_REQUIRED TASK_
Your task is to copy each line that has the word "index".

[Begin DATA BLOCK]

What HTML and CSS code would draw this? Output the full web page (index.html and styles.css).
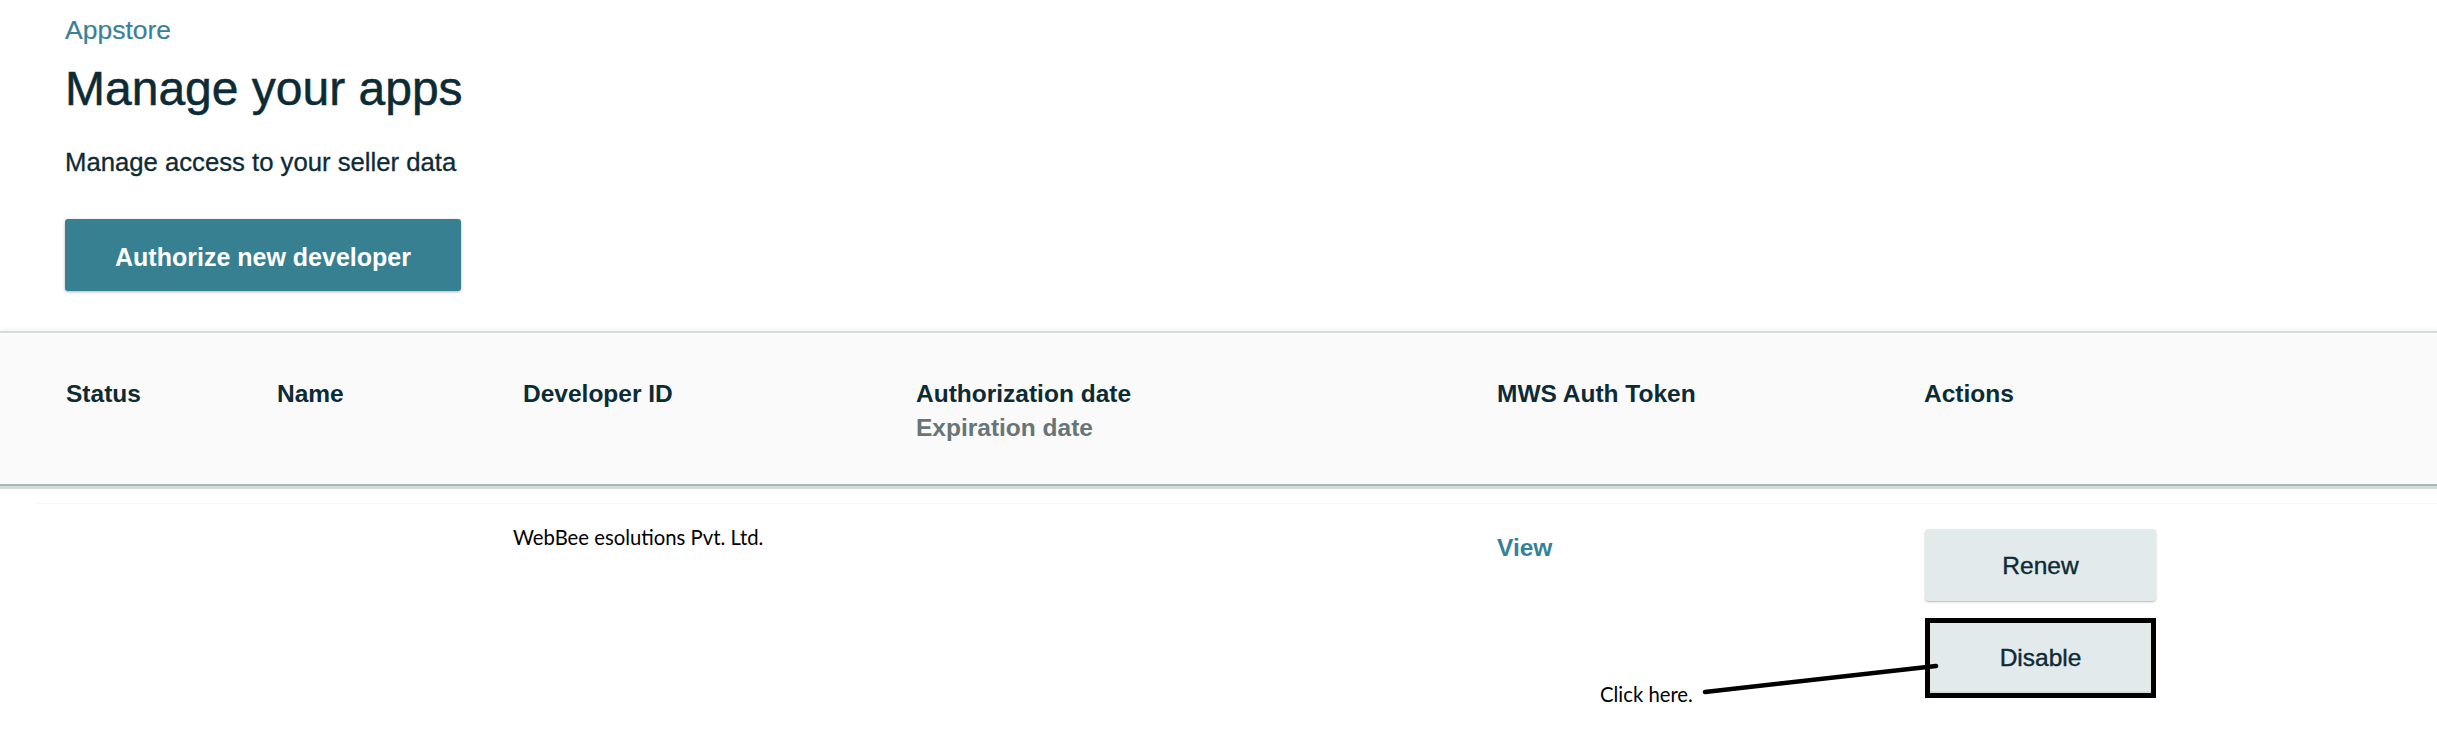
FILE: index.html
```html
<!DOCTYPE html>
<html lang="en">
<head>
<meta charset="utf-8">
<title>Manage your apps</title>
<link rel="stylesheet" href="styles.css">
</head>
<body>
<div class="top">
  <a class="crumb" href="#">Appstore</a>
  <h1 class="title">Manage your apps</h1>
  <p class="sub">Manage access to your seller data</p>
  <button class="btn-primary" type="button">Authorize new developer</button>
</div>
<div class="thead">
  <div class="th">Status</div>
  <div class="th">Name</div>
  <div class="th">Developer ID</div>
  <div class="th">Authorization date<span class="th-sub">Expiration date</span></div>
  <div class="th">MWS Auth Token</div>
  <div class="th">Actions</div>
</div>
<div class="row">
  <div class="td"></div>
  <div class="td"></div>
  <div class="td td-dev"><span class="note">WebBee esolutions Pvt. Ltd.</span></div>
  <div class="td"></div>
  <div class="td td-token"><a class="link" href="#">View</a></div>
  <div class="td td-actions">
    <button class="btn" type="button">Renew</button>
    <button class="btn btn-marked" type="button">Disable</button>
  </div>
</div>
<div class="annot">
  <span class="note annot-text">Click here.</span>
  <svg class="annot-line" width="2437" height="751" viewBox="0 0 2437 751" aria-hidden="true">
    <line x1="1705" y1="692" x2="1936" y2="666" stroke="#000" stroke-width="4.5" stroke-linecap="round"/>
  </svg>
</div>
</body>
</html>
```

FILE: styles.css
```css
html, body {
  margin: 0;
  padding: 0;
  background: #ffffff;
}
body {
  position: relative;
  width: 2437px;
  height: 751px;
  overflow: hidden;
  font-family: "Liberation Sans", Arial, sans-serif;
  color: #0d2b35;
}
.top {
  padding: 15px 0 0 65px;
}
.crumb {
  display: block;
  font-size: 26.5px;
  line-height: 30px;
  color: #3a8196;
  text-decoration: none;
  -webkit-text-stroke: 0.2px #3a8196;
}
.title {
  margin: 16px 0 0 0;
  font-size: 48px;
  line-height: 56px;
  font-weight: normal;
  color: #0d2b35;
  -webkit-text-stroke: 0.5px #0d2b35;
}
.sub {
  margin: 30px 0 0 0;
  font-size: 25.7px;
  line-height: 30px;
  color: #0d2b35;
  -webkit-text-stroke: 0.3px #0d2b35;
}
.btn-primary {
  display: block;
  margin: 42px 0 0 0;
  width: 396px;
  height: 72px;
  padding: 4px 0 0 0;
  border: 0;
  border-radius: 3px;
  background: #378092;
  box-shadow: 0 1px 3px rgba(0, 0, 0, 0.3);
  color: #ffffff;
  font-family: "Liberation Sans", Arial, sans-serif;
  font-size: 25px;
  font-weight: bold;
  line-height: 68px;
  text-align: center;
}
.thead,
.row {
  display: grid;
  grid-template-columns: 211px 246px 393px 581px 427px 1fr;
}
.thead {
  margin-top: 40px;
  padding: 44px 0 39px 66px;
  background: #fafafa;
  border-top: 2px solid #d5dbdb;
  border-bottom: 2px solid #aab7b8;
  box-shadow: 0 3px 0 #d5dbdb, 0 -2px 4px rgba(0, 0, 0, 0.05);
}
.th {
  font-size: 24.5px;
  line-height: 34px;
  font-weight: bold;
  color: #0d2b35;
}
.th-sub {
  display: block;
  color: #687576;
}
.row {
  margin: 17px 0 0 37px;
  padding-left: 29px;
  border-top: 1px solid #f5f6f6;
}
.td-dev {
  padding-top: 21px;
  margin-left: -10px;
}
.note {
  font-family: Lato, "Liberation Sans", sans-serif;
  font-size: 20.3px;
  line-height: 24px;
  color: #000000;
}
.td-token {
  padding-top: 27px;
}
.link {
  font-size: 24.5px;
  line-height: 34px;
  font-weight: bold;
  color: #34829a;
  text-decoration: none;
}
.td-actions {
  display: flex;
  flex-direction: column;
  align-items: flex-start;
  gap: 17px;
  padding-top: 25px;
  padding-left: 1px;
}
.btn {
  box-sizing: border-box;
  width: 231px;
  height: 72px;
  padding: 2px 0 0 0;
  border: 0;
  border-radius: 4px;
  background: #e3eaeb;
  box-shadow: 0 1px 2px rgba(0, 0, 0, 0.28);
  color: #0d2b35;
  font-family: "Liberation Sans", Arial, sans-serif;
  font-size: 24.5px;
  line-height: 70px;
  text-align: center;
  -webkit-text-stroke: 0.4px #0d2b35;
}
.btn-marked {
  height: 80px;
  padding: 0;
  border: 5px solid #000000;
  border-radius: 0;
  box-shadow: inset 0 -2px 0 #d3d9da;
  line-height: 70px;
}
.annot {
  position: absolute;
  left: 0;
  top: 0;
  width: 2437px;
  height: 751px;
  pointer-events: none;
}
.annot-text {
  position: absolute;
  left: 1600px;
  top: 682px;
}
.annot-line {
  position: absolute;
  left: 0;
  top: 0;
}
```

[End DATA BLOCK]

_ANSWER TO THE PROBLEM_
What HTML and CSS code would draw this? Output the full web page (index.html and styles.css).
FILE: index.html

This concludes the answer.